Is the VP debate suddenly a much bigger deal?

Pence and Sen. Kamala Harris are set to face off Wednesday night in Utah for the only vice presidential debate. Trump’s health status makes the typically lower-profile affair more consequential.

Vice presidential candidates are typically quite cautious when in the spotlight, aware that their principal responsibility is to do no harm to the top of the ticket. The burden to get them to answer difficult questions falls to the moderator, Susan Page, the Washington bureau chief of USA Today.

Pence may be particularly vulnerable given his role as the head of the White House’s coronavirus task force. By most standard measures, America has fared far worse than other developed countries in controlling the virus.

Can Biden keep his party focused?

This is a delicate moment for Democrats.

We saw Republicans seize on a handful of ugly social media attacks from low-profile liberals who wished the president ill — or worse — in the immediate aftermath of his diagnosis. Such comments have largely faded away, which is good for everyone involved.

Biden needs to ensure his is the dominant voice for his party through Trump’s health crisis. The Democrat has been delivering an optimistic message of unity since the very beginning of his campaign, a message that meets this moment as well. He was roundly praised for pulling attack ads off the air after Trump’s hospitalization, and his surrogates on Sunday largely kept up the positive tone.

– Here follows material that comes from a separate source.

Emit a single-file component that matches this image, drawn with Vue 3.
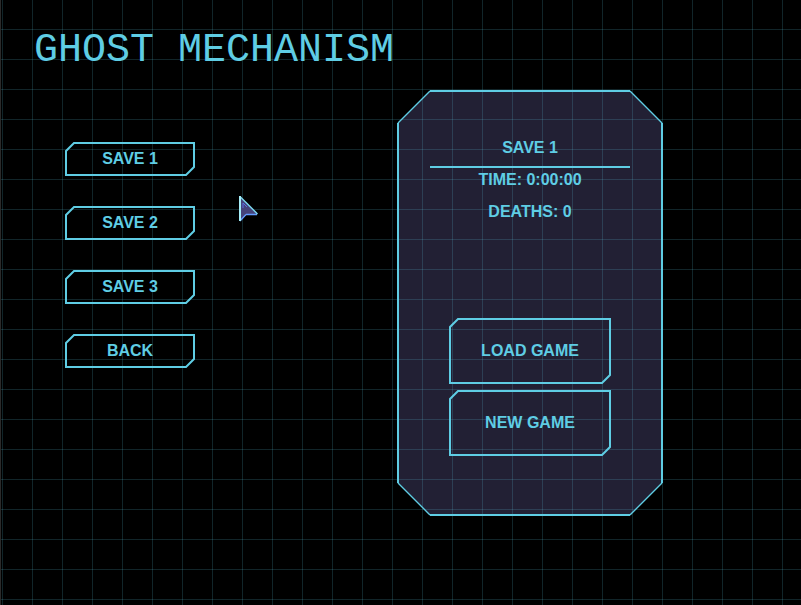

The nation’s attention is focused on Trump’s inability to manage a crisis in public health that includes his own. His campaign desperately wants to shift the focus. And misplaced resentment or pettiness at a moment like this would help them do it.


THE FINAL THOUGHT

We’re seeing in real time the effects of Trump’s well-documented, often casual association with facts. In a genuine moment of national crisis, many people don’t know what to believe about the health of their leader.

Trump’s medical team and advisers offered conflicting information and refused to answer key questions about his health throughout the weekend. Even before the latest round misinformation, 7 in 10 Americans did not believe what Trump says about the coronavirus, according to a recent ABC News/Ipsos poll.